I was talking to a neighbor yesterday and they said something that reminded me of the line I mentioned above from North Dakota: forty below keeps the riff-raff out. We spoke of the weather and he said that if it weren’t for the heat and the humidity, everyone would want to live here. I haven’t heard that one in a while, but it holds a world of truth: the idea that New Orleans is worth the suffering of summer and the subtle dread of the start of the real hurricane season. While the rest of the world trudges across sun-backed acres of shimmering shopping mall blacktop to escape into the A/C, we chose instead to wander art galleries on White Linen and Dirty Linen night, to taste new drinks at Tales of the Cocktail and listen to hot music at Satchmo Fest. It sounds stupid as I say it in my head but I can’t resist: even in the swelter of August New Orleans is cool, cool in every way the word has been used since the first hipster spoke it as a way of being and not a temperature.

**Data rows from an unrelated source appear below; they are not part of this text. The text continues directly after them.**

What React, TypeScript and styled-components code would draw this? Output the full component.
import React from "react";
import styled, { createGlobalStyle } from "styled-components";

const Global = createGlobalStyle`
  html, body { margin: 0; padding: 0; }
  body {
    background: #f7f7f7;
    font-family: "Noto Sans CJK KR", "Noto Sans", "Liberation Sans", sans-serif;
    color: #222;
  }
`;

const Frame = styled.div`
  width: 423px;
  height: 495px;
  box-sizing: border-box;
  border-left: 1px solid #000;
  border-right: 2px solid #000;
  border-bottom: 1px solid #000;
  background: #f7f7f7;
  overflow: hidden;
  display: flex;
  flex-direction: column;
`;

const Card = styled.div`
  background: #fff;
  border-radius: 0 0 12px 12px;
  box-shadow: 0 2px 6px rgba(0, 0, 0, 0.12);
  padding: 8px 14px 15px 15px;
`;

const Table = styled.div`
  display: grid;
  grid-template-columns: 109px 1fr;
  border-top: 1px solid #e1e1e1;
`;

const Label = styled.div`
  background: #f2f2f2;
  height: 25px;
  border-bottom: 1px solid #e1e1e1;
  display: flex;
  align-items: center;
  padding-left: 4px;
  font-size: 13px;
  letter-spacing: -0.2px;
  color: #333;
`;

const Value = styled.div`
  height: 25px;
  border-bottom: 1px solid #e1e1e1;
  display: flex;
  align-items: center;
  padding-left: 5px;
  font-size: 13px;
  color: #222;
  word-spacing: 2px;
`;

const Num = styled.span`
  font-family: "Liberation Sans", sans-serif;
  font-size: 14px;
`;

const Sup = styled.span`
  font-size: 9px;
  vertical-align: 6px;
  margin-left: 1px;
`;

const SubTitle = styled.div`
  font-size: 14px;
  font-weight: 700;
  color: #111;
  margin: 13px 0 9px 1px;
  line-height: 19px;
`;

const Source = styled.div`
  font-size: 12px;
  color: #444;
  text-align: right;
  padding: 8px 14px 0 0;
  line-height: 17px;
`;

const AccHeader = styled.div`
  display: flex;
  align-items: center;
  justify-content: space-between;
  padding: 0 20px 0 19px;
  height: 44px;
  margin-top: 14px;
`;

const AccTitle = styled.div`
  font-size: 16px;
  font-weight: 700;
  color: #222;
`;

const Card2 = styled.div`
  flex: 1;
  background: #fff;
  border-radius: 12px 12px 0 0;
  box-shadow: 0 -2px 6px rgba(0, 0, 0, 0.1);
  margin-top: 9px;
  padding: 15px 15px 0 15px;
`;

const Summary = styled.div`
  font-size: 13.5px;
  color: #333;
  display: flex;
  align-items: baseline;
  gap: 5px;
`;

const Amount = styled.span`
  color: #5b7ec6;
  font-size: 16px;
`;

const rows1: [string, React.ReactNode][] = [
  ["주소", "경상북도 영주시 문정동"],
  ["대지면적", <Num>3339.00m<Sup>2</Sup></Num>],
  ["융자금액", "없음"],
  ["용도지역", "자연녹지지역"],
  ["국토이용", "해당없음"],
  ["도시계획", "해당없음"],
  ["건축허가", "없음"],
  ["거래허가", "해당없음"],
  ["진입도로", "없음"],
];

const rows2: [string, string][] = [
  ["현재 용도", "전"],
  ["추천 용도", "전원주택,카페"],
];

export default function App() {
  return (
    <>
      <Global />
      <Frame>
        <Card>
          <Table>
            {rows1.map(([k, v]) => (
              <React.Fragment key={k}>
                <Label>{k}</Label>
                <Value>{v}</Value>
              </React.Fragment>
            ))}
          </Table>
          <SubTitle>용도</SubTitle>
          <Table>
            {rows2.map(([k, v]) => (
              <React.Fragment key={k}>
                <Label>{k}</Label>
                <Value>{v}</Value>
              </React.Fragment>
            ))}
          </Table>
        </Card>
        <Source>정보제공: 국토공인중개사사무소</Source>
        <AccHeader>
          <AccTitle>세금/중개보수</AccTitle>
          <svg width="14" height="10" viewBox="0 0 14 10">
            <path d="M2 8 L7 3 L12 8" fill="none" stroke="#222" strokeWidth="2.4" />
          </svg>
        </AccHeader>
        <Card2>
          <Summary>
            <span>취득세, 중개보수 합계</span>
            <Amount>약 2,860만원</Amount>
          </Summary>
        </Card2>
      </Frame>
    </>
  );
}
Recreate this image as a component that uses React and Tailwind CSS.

These may be the dog days, but you’re as likely to find us out baying at the moon as curled up beneath the porch fan. If you love New Orleans, you’ll tolerate the weather and even drag yourself out into it. (My wife tolerates it because she loves me, an even more mysterious phenomena). For us it is not just a matter of coping, but also of learning to live through the swelter. I lamented long ago that we’d forgotten how, but the longer I’m home the less I think so. You’ll have to excuse me now but lunch hour is over and I need to crawl back into the air conditioning of my office. But first I need to check and make sure there are limes. A mohito is sounding very good right now and, in the absence of pool boys, come five o’clock I will need to be ready. If you pass by later you may not see us behind all the plants, but we’ll be on the porch. Stop by and join us under the fan at the coolest place on Toulouse Street.